Review of 'The Cambridge Quintet and A Beautiful Mind'
- By Paul Trachtman
- Smithsonian magazine, May 1999, Subscribe
(Page 3 of 3)
Throughout all these terrible years, Alicia followed him, protected him as best she could, raised their son and gave Nash a home. The strain on her was enormous. Several times she had him committed to asylums, but refused to authorize shock therapy, which Nash feared would impair his memory. At one point she divorced him but continued to shelter him as a "boarder." Her pain was doubled when their teenage son, Johnny, a promising young mathematician, was struck by schizophrenia.As Alicia did, the Princeton community sheltered Nash with compassion. When he wandered into the computer center, students taught him some basics and left him alone. And then, miraculously, in the late 1980s Nash began to recover his sanity. A student at the computer center recalled: "In the early stages he was making up numbers out of names and being worried by what he found. Gradually, that went away. Then it was more mathematical numerology. Playing with formulas and factoring. It wasn't coherent math research, but it had lost its bizarre quality. Later it was real research."
Then, in October 1994, Harold Kuhn, a mathematics professor at Princeton and Nash's closest friend, conveyed some incredible news. "I have something to tell you, John," he began. An important telephone call, Kuhn informed Nash, would be coming from Stockholm, from the Executive Secretary of the Swedish Academy of Sciences: "He's going to tell you, John, that you have won a Nobel Prize."
Nash later described his own recovery as requiring the same kind of willpower as dieting: "If one makes an effort to rationalize one's thinking, then one can simply recognize and reject the irrational hypotheses of delusional thinking." And in this same vein, while he now spends much of his life devotedly caring for and nurturing his 38-year-old schizophrenic son, Nash says, "I don't think of my son...as entirely a sufferer. In part, he is simply choosing to escape from the world."
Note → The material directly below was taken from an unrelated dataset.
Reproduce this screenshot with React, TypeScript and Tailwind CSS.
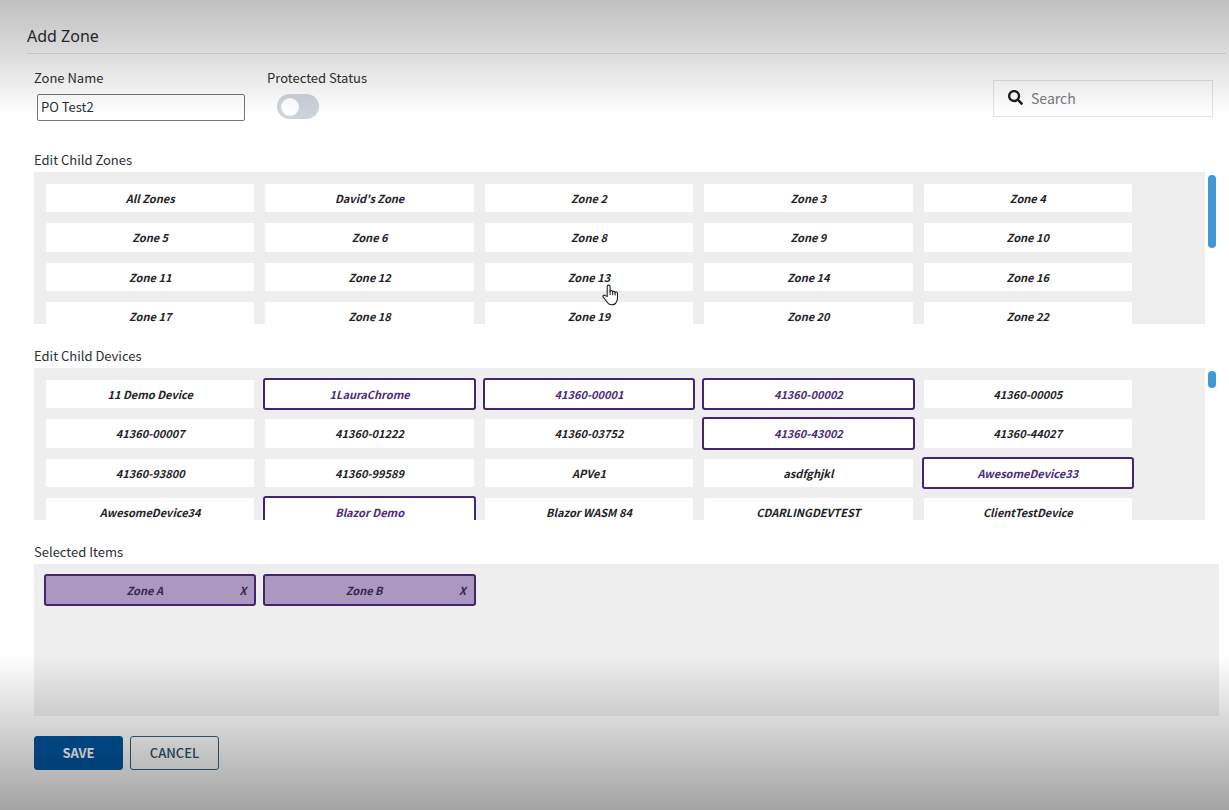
import { useState } from "react";
import type { ReactNode } from "react";
import { FaSearch } from "react-icons/fa";

const zones = [
  "All Zones", "David's Zone", "Zone 2", "Zone 3", "Zone 4",
  "Zone 5", "Zone 6", "Zone 8", "Zone 9", "Zone 10",
  "Zone 11", "Zone 12", "Zone 13", "Zone 14", "Zone 16",
  "Zone 17", "Zone 18", "Zone 19", "Zone 20", "Zone 22",
];

const devices = [
  "11 Demo Device", "1LauraChrome", "41360-00001", "41360-00002", "41360-00005",
  "41360-00007", "41360-01222", "41360-03752", "41360-43002", "41360-44027",
  "41360-93800", "41360-99589", "APVe1", "asdfghjkl", "AwesomeDevice33",
  "AwesomeDevice34", "Blazor Demo", "Blazor WASM 84", "CDARLINGDEVTEST", "ClientTestDevice",
];

const initialDevices = ["1LauraChrome", "41360-00001", "41360-00002", "41360-43002", "AwesomeDevice33", "Blazor Demo"];

function Tile({ label, active, onClick }: { label: string; active: boolean; onClick: () => void }) {
  return (
    <button
      type="button"
      aria-pressed={active}
      onClick={onClick}
      className={
        "min-w-0 cursor-pointer truncate rounded-[3px] border-2 bg-white bg-clip-padding text-[11px] font-bold italic leading-4 " +
        (active ? "border-[#42246f] text-[#4b2c7c]" : "border-transparent text-[#1f2427]")
      }
    >
      {label}
    </button>
  );
}

function Picker({ title, items, initial, thumb }: { title: string; items: string[]; initial: string[]; thumb: ReactNode }) {
  const [picked, setPicked] = useState(initial);
  const toggle = (item: string) =>
    setPicked((list) => (list.includes(item) ? list.filter((i) => i !== item) : [...list, item]));

  return (
    <section className="mb-5 mr-[13px]">
      <h2 className="text-[13px] leading-6">{title}</h2>
      <div className="flex gap-[3px]">
        <div className="h-[152px] flex-1 overflow-hidden bg-[#eeeeee] pl-[10px] pr-[71px] pt-[10px]">
          <div className="grid h-[150px] auto-rows-fr grid-cols-5 gap-[7px]">
            {items.map((item) => (
              <Tile key={item} label={item} active={picked.includes(item)} onClick={() => toggle(item)} />
            ))}
          </div>
        </div>
        <div className="w-2 pt-[3px]" aria-hidden="true">
          {thumb}
        </div>
      </div>
    </section>
  );
}

function HandCursor() {
  return (
    <svg
      className="pointer-events-none absolute left-[602px] top-[284px] h-[22px] w-[17px]"
      viewBox="0 0 17 22"
      fill="white"
      stroke="#222"
      strokeWidth="1.1"
      strokeLinejoin="round"
      strokeLinecap="round"
      aria-hidden="true"
    >
      <path d="M5.2 12.4V2.6c0-2 2.9-2 2.9 0v4.7c.4-1 2.5-.9 2.6.5.5-.9 2.3-.7 2.4.6.8-.8 2.4-.4 2.4 1.2v4.6c0 2-.8 2.7-1.3 4.1-.7 1.8-2.2 2.500-4.300 2.500-2.200 0-3.500-.7-4.500-2.300L1.300 13.200c-.8-1.300.5-2.700 1.900-1.700z" />
      <path d="M8.1 7.3v3.2M10.7 7.8v2.9M13.1 8.4v2.5" fill="none" />
    </svg>
  );
}

export default function App() {
  const [name, setName] = useState("PO Test2");
  const [selected, setSelected] = useState(["Zone A", "Zone B"]);

  return (
    <main className="relative min-h-screen bg-white pb-10 font-['Noto_Sans_CJK_SC','Noto_Sans',sans-serif] text-sm text-[#2b3034]">
      <header className="ml-[27px] mr-[3px] border-b border-[#e6e6e6] pb-[5px] pt-6">
        <h1 className="font-['Noto_Sans',sans-serif] text-base font-normal leading-6">Add Zone</h1>
      </header>

      <form className="pl-[34px]" onSubmit={(e) => e.preventDefault()}>
        <div className="mb-[27px] flex items-start pr-4 pt-3">
          <div className="w-[233px]">
            <label htmlFor="zone-name" className="block text-[13px] leading-6">Zone Name</label>
            <input
              id="zone-name"
              value={name}
              onChange={(e) => setName(e.target.value)}
              className="ml-[3px] mt-1 block h-[27px] w-[208px] rounded-[2px] border border-[#767676] bg-white px-[3px] pb-0.5 text-[13px] leading-[22px]"
            />
          </div>
          <div>
            <label htmlFor="protected" className="block text-[13px] leading-6">Protected Status</label>
            <input
              id="protected"
              type="checkbox"
              role="switch"
              className="ml-[10px] mt-1 flex h-[25px] w-[42px] cursor-pointer appearance-none items-center rounded-full bg-[#cdd3dc] px-1 before:size-[18px] before:rounded-full before:bg-white before:content-[''] checked:justify-end checked:bg-[#3f97d3]"
            />
          </div>
          <div className="ml-auto mt-[14px] flex h-[37px] w-[220px] items-center gap-2 border border-[#e3e3e3] bg-white pb-0.5 pl-[14px]">
            <FaSearch className="size-[15px] shrink-0 text-[#1b1e21]" aria-hidden="true" />
            <input
              type="search"
              aria-label="Search"
              placeholder="Search"
              className="min-w-0 flex-1 bg-transparent text-sm leading-6 outline-none placeholder:text-[#757b80]"
            />
          </div>
        </div>

        <Picker
          title="Edit Child Zones"
          items={zones}
          initial={[]}
          thumb={<div className="h-[73px] rounded-full bg-[#3f97d3]" />}
        />
        <Picker
          title="Edit Child Devices"
          items={devices}
          initial={initialDevices}
          thumb={<div className="h-[17px] rounded-full bg-[#3f97d3]" />}
        />

        <section className="mr-[10px]">
          <h2 className="text-[13px] leading-6">Selected Items</h2>
          <div className="h-[152px] bg-[#eeeeee] pl-[10px] pr-[85px] pt-[10px]">
            <ul className="grid grid-cols-5 gap-[7px]">
              {selected.map((item) => (
                <li
                  key={item}
                  className="flex h-8 items-center rounded-[3px] border-2 border-[#42246f] bg-[#aa98c0] pr-2 text-[11px] font-bold italic leading-4 text-[#35284a]"
                >
                  <span className="flex-1 pl-1 text-center">{item}</span>
                  <button
                    type="button"
                    aria-label={"Remove " + item}
                    onClick={() => setSelected((list) => list.filter((i) => i !== item))}
                    className="cursor-pointer"
                  >
                    X
                  </button>
                </li>
              ))}
            </ul>
          </div>
        </section>

        <div className="mt-5 flex gap-[7px]">
          <button
            type="submit"
            className="h-[34px] w-[89px] cursor-pointer rounded-[3px] border border-[#005a9c] bg-[#0055a0] text-[13px] font-bold leading-6 text-white"
          >
            SAVE
          </button>
          <button
            type="button"
            className="h-[34px] w-[89px] cursor-pointer rounded-[3px] border border-[#35617f] bg-white/30 text-[13px] font-medium leading-6 text-[#28526f]"
          >
            CANCEL
          </button>
        </div>
      </form>

      <div className="pointer-events-none absolute inset-x-0 top-0 h-[115px] bg-linear-to-b from-black/25 via-black/13 to-transparent" />
      <div className="pointer-events-none absolute inset-x-0 bottom-0 h-[155px] bg-linear-to-t from-black/36 to-transparent" />
      <HandCursor />
    </main>
  );
}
Considering the life of John Nash makes any academic debate about pure logic and intelligence seem dry indeed. For all his faith in rational behavior, Nash's mind would not have survived were it not for Alicia's great love, and he seems to have learned this lesson. Now in his 70s, with an office at Princeton to pursue mathematics, he finds his real place at home. He sets his clock by Alicia, Nasar writes: "Stubborn, reserved, self-centered, and jealous of his time (and money) as he is, Nash does nothing without consulting Alicia first, defers to her wishes, and tries to help her, whether it is by washing the dishes, straightening out a problem at the bank, or going with her to family therapy every Monday night. She is the one to whom he faithfully reports the day's events, whom he ran into, what the lecture was about, what he ate for lunch. They argue about money, the housework, Johnny, social engagements, but he has committed himself to making her life easier and more joyful."
Reviewer Paul Trachtman is based in New Mexico.